The PEOPLE of the State of New York, Appellant, v. Bradford S. WHEELER, Respondent.

Decided: September 28, 2006

Before:  CARDONA, P.J., MERCURE, CREW III, PETERS and SPAIN, JJ. James A. Baker, Ithaca, for appellant. David S. Hartnett, District Attorney, Cortland (Wendy L. Franklin of counsel), for respondent.

Appeal from an amended order of the County Court of Cortland County (Ames, J.), entered November 16, 2005, which granted defendant's motion to suppress written and oral statements.

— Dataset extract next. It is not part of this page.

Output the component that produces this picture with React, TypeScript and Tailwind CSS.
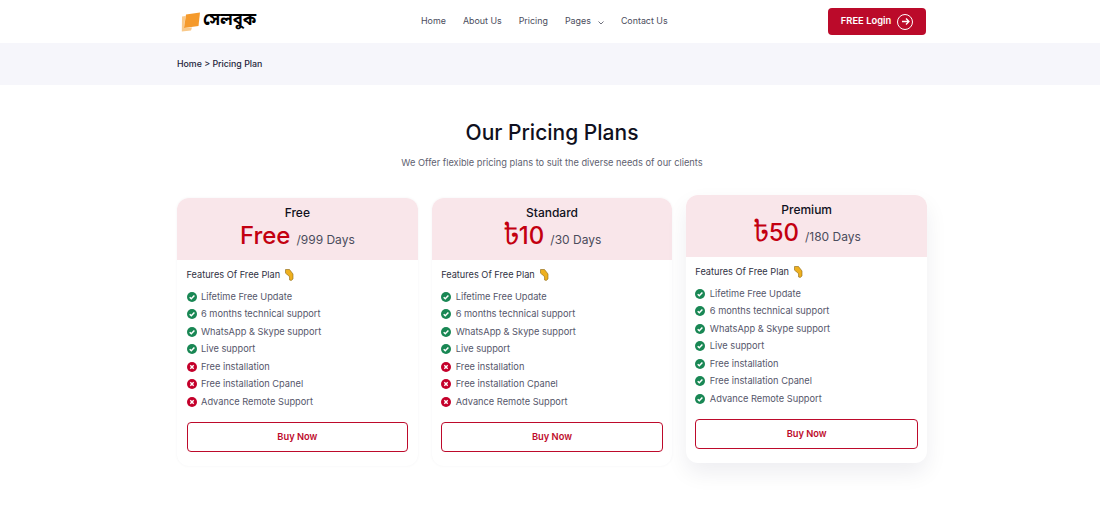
import React from "react";

const Check = ({ ok }: { ok: boolean }) => (
  <svg width="10" height="10" viewBox="0 0 10 10" className="shrink-0">
    <circle cx="5" cy="5" r="5" fill={ok ? "#198754" : "#c4002b"} />
    {ok ? (
      <path d="M2.7 5.2 4.3 6.8 7.4 3.6" fill="none" stroke="#fff" strokeWidth="1.5" />
    ) : (
      <path d="M3.3 3.3 6.7 6.7M6.7 3.3 3.3 6.7" fill="none" stroke="#fff" strokeWidth="1.4" />
    )}
  </svg>
);

const Hand = () => (
  <svg width="10" height="12" viewBox="0 0 10 12" className="ml-[4px]">
    <path d="M1.500.5H5.500L9 5V10L7.200 11.500 5.600 11 5.500 7.500 3.500 6 1.500 4Z" fill="#eeb01f" stroke="#8a6414" strokeWidth=".6" />
  </svg>
);

const names = [
  "Lifetime Free Update",
  "6 months technical support",
  "WhatsApp & Skype support",
  "Live support",
  "Free installation",
  "Free installation Cpanel",
  "Advance Remote Support",
];

const plans = [
  { name: "Free", taka: false, price: "Free", days: "/999 Days", ok: 4, extra: "", pad: "px-[9.500px]" },
  { name: "Standard", taka: true, price: "10", days: "/30 Days", ok: 4, extra: "", pad: "px-[9.500px]" },
  { name: "Premium", taka: true, price: "50", days: "/180 Days", ok: 7, extra: "-translate-y-[3px] shadow-[0_10px_22px_rgba(20,20,50,0.07)]", pad: "px-[9px]" },
];

export default function App() {
  return (
    <div className="min-h-[529px] bg-white font-['Inter',sans-serif] text-[#0f1020]">
      <header className="h-[43px] bg-white">
        <div className="ml-[177px] flex h-full w-[749px] items-center">
          <div className="flex w-[244px] items-center">
            <svg width="20" height="20" viewBox="0 0 20 20" className="ml-[4px] mt-[1px]">
              <path d="M1 4.500 4.500 4 3 16 11 15.500 10 18.500 0.800 19.500Z" fill="#f9c98a" />
              <path d="M5 2.500 19 .5 17.500 14 3 16Z" fill="#f59a2c" />
            </svg>
            <span className="ml-[2px] font-['Noto_Sans_Bengali','Noto_Sans',sans-serif] text-[16.500px] font-bold leading-none text-black">সেলবুক</span>
          </div>
          <nav className="flex items-center text-[8.900px] leading-none text-[#4b4c5c]">
            <span>Home</span>
            <span className="ml-[17px]">About Us</span>
            <span className="ml-[17px]">Pricing</span>
            <span className="ml-[17px]">Pages</span>
            <svg width="6" height="4" viewBox="0 0 6 4" className="ml-[7px] mt-[2px]">
              <path d="M.5.5 3 3 5.500.5" fill="none" stroke="#4b4c5c" strokeWidth=".8" />
            </svg>
            <span className="ml-[17px]">Contact Us</span>
          </nav>
          <button className="ml-auto flex h-[27px] w-[98px] items-center justify-center gap-[6px] rounded-[4px] bg-[#bb0a2a] text-[9.400px] font-semibold text-white">
            FREE Login
            <span className="flex h-[16px] w-[16px] items-center justify-center rounded-full border border-white">
              <svg width="9" height="9" viewBox="0 0 9 9">
                <path d="M1 4.500H8M5 1.500 8 4.500 5 7.500" fill="none" stroke="#fff" strokeWidth="1.300" />
              </svg>
            </span>
          </button>
        </div>
      </header>

      <div className="h-[42px] bg-[#f6f6fb]">
        <div className="ml-[177px] flex h-full items-center text-[8.800px] font-medium leading-none text-[#23243a]">
          Home &gt; Pricing Plan
        </div>
      </div>

      <main className="ml-[177px] w-[750px] pt-[35px]">
        <h1 className="text-center text-[21px] font-medium leading-[26px] text-[#0f1020]">Our Pricing Plans</h1>
        <p className="mt-[10px] text-center text-[9.250px] leading-[14px] text-[#60616f]">
          We Offer flexible pricing plans to suit the diverse needs of our clients
        </p>
        <div className="mt-[28px] grid grid-cols-3 gap-[14px]">
          {plans.map((p) => (
            <div key={p.name} className={`h-[268px] rounded-[12px] bg-white shadow-[0_0_3px_rgba(20,20,50,0.05)] ${p.extra}`}>
              <div className="flex h-[61.500px] flex-col items-center rounded-t-[12px] bg-[#f9e6ea] pt-[7px]">
                <div className="text-[12px] font-medium leading-[15px]">{p.name}</div>
                <div className="mt-[2px] flex h-[28px] items-baseline">
                  {p.taka && (
                    <span className="-mr-[1px] font-['Noto_Sans_Bengali','Noto_Sans',sans-serif] text-[29px] font-normal leading-[28px] text-[#c30010]">৳</span>
                  )}
                  <span className="text-[24px] font-medium leading-[28px] text-[#c30010]">{p.price}</span>
                  <span className="ml-[6px] text-[12px] text-[#4b4c5c]">{p.days}</span>
                </div>
              </div>
              <div className={p.pad}>
                <div className="mt-[8.500px] flex h-[14px] items-center text-[9.200px] text-[#303142]">
                  Features Of Free Plan <Hand />
                </div>
                <ul className="mt-[6px]">
                  {names.map((n, i) => (
                    <li key={n} className="flex h-[17.500px] items-center gap-[4.500px] text-[9.250px] text-[#55566a]">
                      <Check ok={i < p.ok} />
                      {n}
                    </li>
                  ))}
                </ul>
                <button className="mt-[11px] h-[30px] w-full rounded-[4px] border border-[#bd0a2b] text-[9.300px] font-semibold text-[#bd0a2b]">
                  Buy Now
                </button>
              </div>
            </div>
          ))}
        </div>
      </main>
    </div>
  );
}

Defendant is charged with rape in the first degree, rape in the second degree and endangering the welfare of a child.   County Court conducted a Huntley hearing in response to defendant's motion to suppress oral and written statements made by him to a State Police investigator while at the State Police barracks.   The court initially denied defendant's motion to suppress.   Upon reconsideration, however, County Court granted the motion, finding that the People did not meet their burden of proof regarding the voluntariness of defendant's statements.   The People appeal.

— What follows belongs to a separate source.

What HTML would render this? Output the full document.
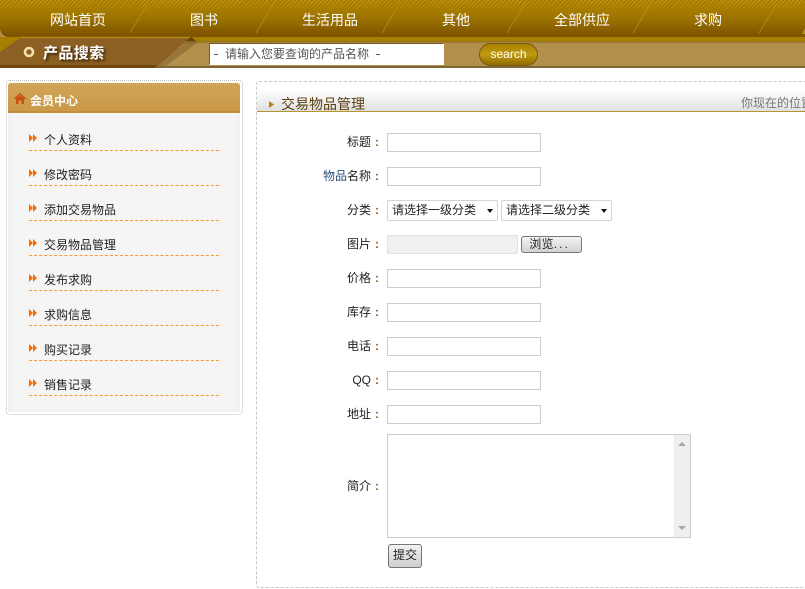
<!DOCTYPE html>
<html lang="zh-CN">
<head>
<meta charset="utf-8">
<title>交易物品管理</title>
<style>
*{box-sizing:border-box}
html,body{margin:0;padding:0;width:805px;height:589px;overflow:hidden;background:#fff;font-family:"Liberation Sans","Noto Sans CJK SC",sans-serif;font-size:12px;color:#222}
.abs{position:absolute}
#top{position:absolute;left:0;top:0;width:805px;height:68px;overflow:hidden;background:#b09048}
#bar2{position:absolute;left:0;top:37px;width:805px;height:4px;background:#a87e00}
#bar3{position:absolute;left:0;top:41px;width:805px;height:25px;background:linear-gradient(#8f7020 0,#b3914c 3px,#b3914c 100%)}
#bar4{position:absolute;left:0;top:66px;width:805px;height:2px;background:#806634}
#nav{position:absolute;left:0;top:0;width:805px;height:37px;background:linear-gradient(#b58c05 0,#a87d00 9px,#9a7000 20px,#7d5200 36px);border-bottom-left-radius:9px}
#hatch{position:absolute;left:0;top:0;width:805px;height:10px;background:repeating-linear-gradient(135deg,rgba(220,180,30,.45) 0 1px,rgba(120,85,0,.3) 1px 3px);-webkit-mask-image:linear-gradient(#000,transparent);mask-image:linear-gradient(#000,transparent)}
.nt{position:absolute;top:10px;color:#fff;font-size:14px;line-height:20px;white-space:nowrap}
#s{position:absolute;left:209px;top:43px;width:235px;height:22px;background:#fff;border:1px solid #7c5a20;border-right:1px solid #fff;border-bottom:1px solid #fff;color:#555}
#s span{position:absolute;top:1px;font-size:12px;line-height:19px;white-space:nowrap}
#s b{position:absolute;top:10px;width:4px;height:1px;background:#555}
#btn{position:absolute;left:479px;top:43px;width:59px;height:23px;border-radius:12px;border:1px solid #7a5a18;background:linear-gradient(#a88000,#c09a10 50%,#8f6c00);color:#fff;font-size:12px;line-height:21px;text-align:center}
#ptitle{position:absolute;left:43px;top:44px;color:#fff;font-size:15px;font-weight:bold;line-height:20px;letter-spacing:.4px;text-shadow:2px 2px 2px #3c2808;white-space:nowrap}
#side{position:absolute;left:6px;top:80px;width:237px;height:335px;border:1px dotted #bbb;border-radius:4px}
#sideinner{position:absolute;left:1px;top:2px;width:232px;height:329px;background:#f5f5f5;box-shadow:inset 0 0 6px #ebebeb}
#shead{position:absolute;left:0;top:0;width:232px;height:30px;background:linear-gradient(#d2a458,#c99a48);border-bottom:2px solid #c28f38;border-radius:3px 3px 0 0}
#shead b{position:absolute;left:22px;top:9px;color:#fff;font-size:12px;line-height:18px}
.li{position:absolute;left:29px;width:190px;height:22px;border-bottom:1px dashed #fa9a2a}
.li span{position:absolute;left:15px;top:3px;font-size:12px;line-height:17px;color:#222;white-space:nowrap}
.li svg{position:absolute;left:0;top:4px}
#main{position:absolute;left:256px;top:81px;width:570px;height:507px;border:1px dashed #c8c8c8;border-radius:3px}
#mh{position:absolute;left:0;top:8px;width:570px;height:22px;background:linear-gradient(#fff,#e0e0e0);border-bottom:1px solid #b8962a}
#mh .t{position:absolute;left:24px;top:5px;font-size:14px;line-height:19px;color:#5a3d10;white-space:nowrap}
#mh .r{position:absolute;left:484px;top:4px;font-size:12px;line-height:18px;color:#777;white-space:nowrap}
.lb{position:absolute;width:125px;left:257px;text-align:right;font-size:12px;line-height:18px;color:#222;white-space:nowrap}
.lb i{font-style:normal;color:#8a5a10;font-weight:bold;display:inline-block;width:11px;text-align:right;padding-right:3px}
.in{position:absolute;left:387px;width:154px;height:19px;border:1px solid #ccc;background:#fff}
.sel{position:absolute;top:200px;width:111px;height:21px;border:1px solid #d4d4dc;border-radius:2px;background:#fff;font-size:12px;line-height:19px;color:#222;padding-left:4px;white-space:nowrap}
.sel:after{content:"";position:absolute;right:4px;top:8px;border-left:3.5px solid transparent;border-right:3.5px solid transparent;border-top:4px solid #111}
</style>
</head>
<body>
<div id="top">
  <div id="bar2"></div>
  <div id="bar3"></div>
  <div id="bar4"></div>
  <div id="nav"><div id="hatch"></div></div>
  <svg class="abs" style="left:0;top:0" width="805" height="68">
    <g stroke="#b8921f" stroke-width=".8" opacity=".85">
      <path d="M130 33L148 3M256 33L274 3M382 33L400 3M507 33L525 3M633 33L651 3M759 33L777 3"/>
    </g>
    <path d="M0 37H20V42L0 52Z" fill="#a87e00"/>
    <path d="M0 52L20 38H190L155 68H0Z" fill="#8c5f22"/>
    <path d="M0 65H157L154 68H0Z" fill="#6e4410"/>
    <path d="M20 37.500H190" stroke="#b08a10" stroke-width="1.500"/>
    <path d="M186 41L191 37L196 41Z" fill="#5e3c08"/>
    <path d="M191 39L198 42L166 66H155Z" fill="#6e5020" opacity=".4"/>
    <path d="M802 34L805 28V34Z" fill="#b8921f"/>
    <circle cx="29" cy="52" r="4" fill="none" stroke="#f2dfae" stroke-width="2.600"/>
  </svg>
  <div class="nt" style="left:50px">网站首页</div>
  <div class="nt" style="left:190px">图书</div>
  <div class="nt" style="left:302px">生活用品</div>
  <div class="nt" style="left:442px">其他</div>
  <div class="nt" style="left:554px">全部供应</div>
  <div class="nt" style="left:694px">求购</div>
  <div id="ptitle">产品搜索</div>
  <div id="s"><b style="left:4px"></b><span style="left:15px">请输入您要查询的产品名称</span><b style="left:166px"></b></div>
  <div id="btn">search</div>
</div>

<div id="side">
  <div id="sideinner">
    <div id="shead">
      <svg class="abs" style="left:6px;top:10px" width="12" height="11" viewBox="0 0 12 11"><path d="M0.500 6L6 0.800L11.500 6" fill="none" stroke="#c9500e" stroke-width="1.400"/><path d="M2 5.500L6 2.200L10 5.500V11H7.500V7.500H4.500V11H2Z" fill="#c9500e"/></svg>
      <b>会员中心</b>
    </div>
  </div>
</div>
<div class="li" style="top:129px"><svg width="9" height="10" viewBox="0 0 9 10"><path d="M0 1L4 5L0 9ZM4 1L8 5L4 9Z" fill="#fa6a00"/></svg><span>个人资料</span></div>
<div class="li" style="top:164px"><svg width="9" height="10" viewBox="0 0 9 10"><path d="M0 1L4 5L0 9ZM4 1L8 5L4 9Z" fill="#fa6a00"/></svg><span>修改密码</span></div>
<div class="li" style="top:199px"><svg width="9" height="10" viewBox="0 0 9 10"><path d="M0 1L4 5L0 9ZM4 1L8 5L4 9Z" fill="#fa6a00"/></svg><span>添加交易物品</span></div>
<div class="li" style="top:234px"><svg width="9" height="10" viewBox="0 0 9 10"><path d="M0 1L4 5L0 9ZM4 1L8 5L4 9Z" fill="#fa6a00"/></svg><span>交易物品管理</span></div>
<div class="li" style="top:269px"><svg width="9" height="10" viewBox="0 0 9 10"><path d="M0 1L4 5L0 9ZM4 1L8 5L4 9Z" fill="#fa6a00"/></svg><span>发布求购</span></div>
<div class="li" style="top:304px"><svg width="9" height="10" viewBox="0 0 9 10"><path d="M0 1L4 5L0 9ZM4 1L8 5L4 9Z" fill="#fa6a00"/></svg><span>求购信息</span></div>
<div class="li" style="top:339px"><svg width="9" height="10" viewBox="0 0 9 10"><path d="M0 1L4 5L0 9ZM4 1L8 5L4 9Z" fill="#fa6a00"/></svg><span>购买记录</span></div>
<div class="li" style="top:374px"><svg width="9" height="10" viewBox="0 0 9 10"><path d="M0 1L4 5L0 9ZM4 1L8 5L4 9Z" fill="#fa6a00"/></svg><span>销售记录</span></div>

<div id="main">
  <div id="mh">
    <svg class="abs" style="left:12px;top:11px" width="6" height="7" viewBox="0 0 6 7"><path d="M0 0L5 3.500L0 7Z" fill="#b8860b"/></svg>
    <div class="t">交易物品管理</div>
    <div class="r">你现在的位置</div>
  </div>
</div>

<div class="lb" style="top:133px">标题<i>:</i></div>
<div class="in" style="top:133px"></div>
<div class="lb" style="top:167px"><span style="color:#2a4f78">物品</span>名称<i>:</i></div>
<div class="in" style="top:167px"></div>
<div class="lb" style="top:201px">分类<i>:</i></div>
<div class="sel" style="left:387px">请选择一级分类</div>
<div class="sel" style="left:501px">请选择二级分类</div>
<div class="lb" style="top:235px">图片<i>:</i></div>
<div class="abs" style="left:387px;top:235px;width:131px;height:19px;background:#f0f0f0;border:1px solid #e2e2e2"></div>
<div class="abs" style="left:521px;top:236px;width:61px;height:17px;border:1px solid #777;border-radius:3px;background:linear-gradient(#f4f4f4,#d2d2d2);font-size:12px;line-height:15px;text-align:center;color:#222;white-space:nowrap;letter-spacing:.3px;padding-right:4px">浏览<span style="letter-spacing:2px">...</span></div>
<div class="lb" style="top:269px">价格<i>:</i></div>
<div class="in" style="top:269px"></div>
<div class="lb" style="top:303px">库存<i>:</i></div>
<div class="in" style="top:303px"></div>
<div class="lb" style="top:337px">电话<i>:</i></div>
<div class="in" style="top:337px"></div>
<div class="lb" style="top:371px">QQ<i>:</i></div>
<div class="in" style="top:371px"></div>
<div class="lb" style="top:405px">地址<i>:</i></div>
<div class="in" style="top:405px"></div>
<div class="lb" style="top:477px">简介<i>:</i></div>
<div class="abs" style="left:387px;top:434px;width:304px;height:104px;border:1px solid #ccc;background:#fff">
  <div class="abs" style="right:0;top:0;width:16px;height:102px;background:#efefef">
    <svg class="abs" style="left:4px;top:7px" width="8" height="5"><path d="M0 4L4 0L8 4Z" fill="#a8a8a8"/></svg>
    <svg class="abs" style="left:4px;top:91px" width="8" height="5"><path d="M0 0L4 4L8 0Z" fill="#a8a8a8"/></svg>
  </div>
</div>
<div class="abs" style="left:388px;top:544px;width:34px;height:24px;border:1px solid #777;border-radius:3px;background:linear-gradient(#f2f2f2,#cfcfcf);font-size:12px;line-height:21px;text-align:center;color:#222">提交</div>
</body>
</html>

 Preliminarily, inasmuch as a court has continuing jurisdiction to reconsider its prior intermediate determinations (see Aridas v. Caserta, 41 N.Y.2d 1059, 1061, 396 N.Y.S.2d 170, 364 N.E.2d 835 [1977];  see also Matter of International Assn. of Bridge, Structural & Ornamental Iron Workers, Local Union No. 6, AFL-CIO v. State of New York, 280 A.D.2d 713, 714, 719 N.Y.S.2d 773 [2001] ), we find no impropriety in County Court's sua sponte reexamination of its decision concerning the suppression of defendant's statements.   Nor are we persuaded that the court erred in granting defendant's motion to suppress.   Following the investigator's testimony at the Huntley hearing that he could not recall whether he read defendant his Miranda warnings prior to defendant's arrival at the police station, defendant testified that the investigator questioned him without first advising him of the Miranda rights while they were in the vehicle traveling to the barracks.   It is undisputed that defendant was in custody during this time.   Defendant stated that when they got to the police station, the investigator read him his rights for the first time and continued questioning him about the same topics.   The People did not recall the investigator to the stand to rebut defendant's testimony.   Under these circumstances, the court properly determined that the People did not prove beyond a reasonable doubt the voluntariness of defendant's subsequent statements at the barracks, made as part of a single, continuous chain of events, along with the earlier statements improperly obtained before defendant was read his Miranda rights (see People v. Paulman, 5 N.Y.3d 122, 130-131, 800 N.Y.S.2d 96, 833 N.E.2d 239 [2005];  People v. Chapple, 38 N.Y.2d 112, 115, 378 N.Y.S.2d 682, 341 N.E.2d 243 [1975];  People v. Valerius, 31 N.Y.2d 51, 54-55, 334 N.Y.S.2d 871, 286 N.E.2d 254 [1972] ).

ORDERED that the amended order is affirmed.

MERCURE, J.

CARDONA, P.J., CREW III, PETERS and SPAIN, JJ., concur.